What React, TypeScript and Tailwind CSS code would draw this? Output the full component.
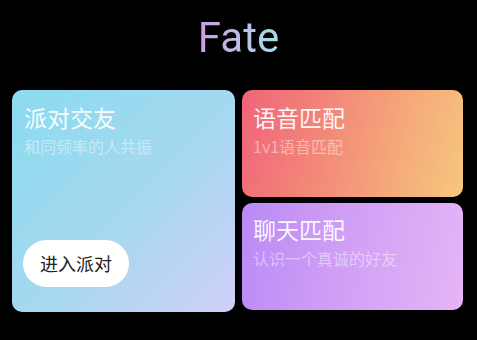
import React from "react";

const cjk = { fontFamily: '"Noto Sans CJK SC", "Noto Sans", sans-serif' };

export default function App() {
  return (
    <div className="w-[477px] h-[340px] bg-black overflow-hidden">
      <div className="pt-[17px] flex justify-center">
        <h1
          className="text-[42px] leading-[42px] font-normal bg-gradient-to-r from-[#cc9de2] to-[#a3dde8] bg-clip-text text-transparent"
          style={{ fontFamily: 'Roboto, "Noto Sans", sans-serif' }}
        >
          Fate
        </h1>
      </div>
      <div className="mt-[31px] pl-[12px] grid grid-cols-[223px_221px] gap-x-[7px]" style={cjk}>
        <div className="h-[222px] rounded-[10px] bg-[linear-gradient(135deg,#8adbef_0%,#a7d8f0_55%,#d0cff7_100%)] px-[12px] pt-[12px] pb-[25px] flex flex-col">
          <div className="text-[23px] leading-[30px] text-white/95">派对交友</div>
          <div className="mt-[4px] text-[16px] leading-[20px] text-white/45">和同频率的人共振</div>
          <button className="mt-auto self-start w-[106px] h-[47px] rounded-full bg-white text-[18px] text-[#222] -ml-[1px]">
            进入派对
          </button>
        </div>
        <div className="flex flex-col gap-[6px]">
          <div className="h-[107px] rounded-[10px] bg-[linear-gradient(105deg,#f0647a_0%,#f38a78_40%,#f5aa7a_70%,#f6c77e_100%)] px-[11px] pt-[12px]">
            <div className="text-[23px] leading-[30px] text-white/95">语音匹配</div>
            <div className="mt-[4px] text-[16px] leading-[20px] text-white/45">1v1语音匹配</div>
          </div>
          <div className="h-[107px] rounded-[10px] bg-[linear-gradient(100deg,#b98af6_0%,#d09ff5_45%,#e6b4f6_100%)] px-[11px] pt-[11px]">
            <div className="text-[23px] leading-[30px] text-white/95">聊天匹配</div>
            <div className="mt-[4px] text-[16px] leading-[20px] text-white/45">认识一个真诚的好友</div>
          </div>
        </div>
      </div>
    </div>
  );
}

+++++

**SET TASK**: Copy every line of the data word for word, omitting the images.

**OUTPUT OF THE TASK**:
What React, TypeScript and Tailwind CSS code would draw this? Output the full component.
import React from "react";

const cjk = { fontFamily: '"Noto Sans CJK SC", "Noto Sans", sans-serif' };

export default function App() {
  return (
    <div className="w-[477px] h-[340px] bg-black overflow-hidden">
      <div className="pt-[17px] flex justify-center">
        <h1
          className="text-[42px] leading-[42px] font-normal bg-gradient-to-r from-[#cc9de2] to-[#a3dde8] bg-clip-text text-transparent"
          style={{ fontFamily: 'Roboto, "Noto Sans", sans-serif' }}
        >
          Fate
        </h1>
      </div>
      <div className="mt-[31px] pl-[12px] grid grid-cols-[223px_221px] gap-x-[7px]" style={cjk}>
        <div className="h-[222px] rounded-[10px] bg-[linear-gradient(135deg,#8adbef_0%,#a7d8f0_55%,#d0cff7_100%)] px-[12px] pt-[12px] pb-[25px] flex flex-col">
          <div className="text-[23px] leading-[30px] text-white/95">派对交友</div>
          <div className="mt-[4px] text-[16px] leading-[20px] text-white/45">和同频率的人共振</div>
          <button className="mt-auto self-start w-[106px] h-[47px] rounded-full bg-white text-[18px] text-[#222] -ml-[1px]">
            进入派对
          </button>
        </div>
        <div className="flex flex-col gap-[6px]">
          <div className="h-[107px] rounded-[10px] bg-[linear-gradient(105deg,#f0647a_0%,#f38a78_40%,#f5aa7a_70%,#f6c77e_100%)] px-[11px] pt-[12px]">
            <div className="text-[23px] leading-[30px] text-white/95">语音匹配</div>
            <div className="mt-[4px] text-[16px] leading-[20px] text-white/45">1v1语音匹配</div>
          </div>
          <div className="h-[107px] rounded-[10px] bg-[linear-gradient(100deg,#b98af6_0%,#d09ff5_45%,#e6b4f6_100%)] px-[11px] pt-[11px]">
            <div className="text-[23px] leading-[30px] text-white/95">聊天匹配</div>
            <div className="mt-[4px] text-[16px] leading-[20px] text-white/45">认识一个真诚的好友</div>
          </div>
        </div>
      </div>
    </div>
  );
}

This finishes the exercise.